PHILADELPHIA — More than 16 years after the litigation began and two years after a state appeals court granted a new trial to a couple pursuing a bad-faith claim against their insurance carrier, a trial judge has levied $18 million in punitive damages and $3 million in attorney fees against Nationwide Mutual Insurance Co.

The Bergs alleged that Nationwide knowingly returned to them a vehicle with structural damages despite four months of repairs following a collision and then paid millions to drag out the litigation of their disputed insurance claim, according to court documents.

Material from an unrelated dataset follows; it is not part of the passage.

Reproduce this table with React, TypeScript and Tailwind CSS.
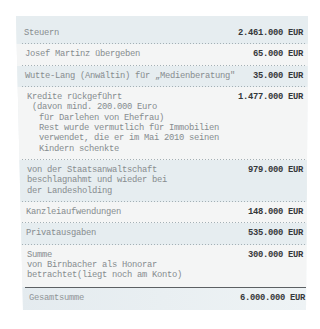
type Row = {
  lines: string[];
  amount: string;
  tone: 'blue' | 'plain';
  pl: string;
  indent?: string[];
};

const rows: Row[] = [
  { lines: ['Steuern'], amount: '2.461.000 EUR', tone: 'blue', pl: 'pl-[8px]' },
  { lines: ['Josef Martinz übergeben'], amount: '65.000 EUR', tone: 'plain', pl: 'pl-[9px]' },
  { lines: ['Wutte-Lang (Anwältin) für „Medienberatung"'], amount: '35.000 EUR', tone: 'blue', pl: 'pl-[9px]' },
  {
    lines: [
      'Kredite rückgeführt',
      '(davon mind. 200.000 Euro',
      'für Darlehen von Ehefrau)',
      'Rest wurde vermutlich für Immobilien',
      'verwendet, die er im Mai 2010 seinen',
      'Kindern schenkte',
    ],
    indent: ['', 'pl-[5px]', 'pl-[12px]', 'pl-[12px]', 'pl-[12px]', 'pl-[12px]'],
    amount: '1.477.000 EUR',
    tone: 'plain',
    pl: 'pl-[11px]',
  },
  {
    lines: ['von der Staatsanwaltschaft', 'beschlagnahmt und wieder bei', 'der Landesholding'],
    amount: '979.000 EUR',
    tone: 'blue',
    pl: 'pl-[11px]',
  },
  { lines: ['Kanzleiaufwendungen'], amount: '148.000 EUR', tone: 'plain', pl: 'pl-[10px]' },
  { lines: ['Privatausgaben'], amount: '535.000 EUR', tone: 'blue', pl: 'pl-[10px]' },
  {
    lines: ['Summe', 'von Birnbacher als Honorar', 'betrachtet(liegt noch am Konto)'],
    amount: '300.000 EUR',
    tone: 'plain',
    pl: 'pl-[11px]',
  },
];

function Dots() {
  return (
    <div className="ml-[6px] mr-[2px] h-px bg-[linear-gradient(to_right,#a4b0b5_1px,transparent_1px)] bg-[length:3px_1px]" />
  );
}

export default function App() {
  return (
    <div className="h-[329px] w-[320px] overflow-hidden bg-white pl-[16px] pt-[16px] font-['Liberation_Mono','Courier_New',monospace] text-[8.8px] leading-[10.33px] tracking-[-0.28px]">
      <div className="w-[292px] bg-[linear-gradient(to_bottom,#e7edf0,#eef2f4)] [clip-path:polygon(0_0,100%_0,calc(100%-2px)_100%,7px_100%)]">
        {rows.map((r, i) => (
          <div key={i} className={r.tone === 'blue' ? 'bg-[#e6edf0]' : 'bg-[#f4f5f5]'}>
            <div className={`flex justify-between pr-[5px] ${r.pl} ${i === 0 ? 'pt-[12px]' : 'pt-[5px]'} ${i === rows.length - 1 ? 'pb-[6px]' : 'pb-[5px]'}`}>
              <div className="text-[#868c8f]">
                {r.lines.map((l, j) => (
                  <div key={j} className={`whitespace-pre ${r.indent ? r.indent[j] : ''}`}>
                    {l}
                  </div>
                ))}
              </div>
              <div className="whitespace-nowrap font-bold text-[#35383a]">{r.amount}</div>
            </div>
            {i < rows.length - 1 && <Dots />}
          </div>
        ))}
        <div className="bg-[linear-gradient(to_right,#e4ebef,#eef3f5)]">
          <div className="ml-[9px] mr-[2px] h-[1.5px] bg-[#5c6063]" />
          <div className="flex justify-between pb-[7px] pl-[13px] pr-[3px] pt-[5px]">
            <div className="text-[#8f9497]">Gesamtsumme</div>
            <div className="whitespace-nowrap font-bold text-[#35383a]">6.000.000 EUR</div>
          </div>
        </div>
      </div>
    </div>
  );
}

On June 12, Berks County, Pa., Common Pleas Judge Jeffrey Sprecher found that “Nationwide strong-armed its own policyholder rather than negotiating in good faith to compensate plaintiff for the loss suffered in the automobile collision.”

INTELLECTUAL PROPERTY
Data Ordered Returned

SAN JOSE — A state judge agreed on June 24 to help SanDisk Corp. retrieve trade secrets it says were stolen by a competitor in a case that sparked an overseas arrest in March.

Santa Clara County, Calif., Superior Court Judge Peter Kirwan said he would issue a preliminary injunction requiring South Korea-based SK Hynix Inc. to hand over the alleged secrets, despite Hynix’s protest that the order could cripple its business. “I want whatever was taken,” Kirwan said, “in whatever forms, whether it’s been used in other documents, other things — I want it returned.”

SanDisk claims a former employee took 10 gigabytes of confidential data when he defected to Hynix in 2008. SanDisk was tipped off to the theft in January, the company said, and the engineer was arrested in Tokyo.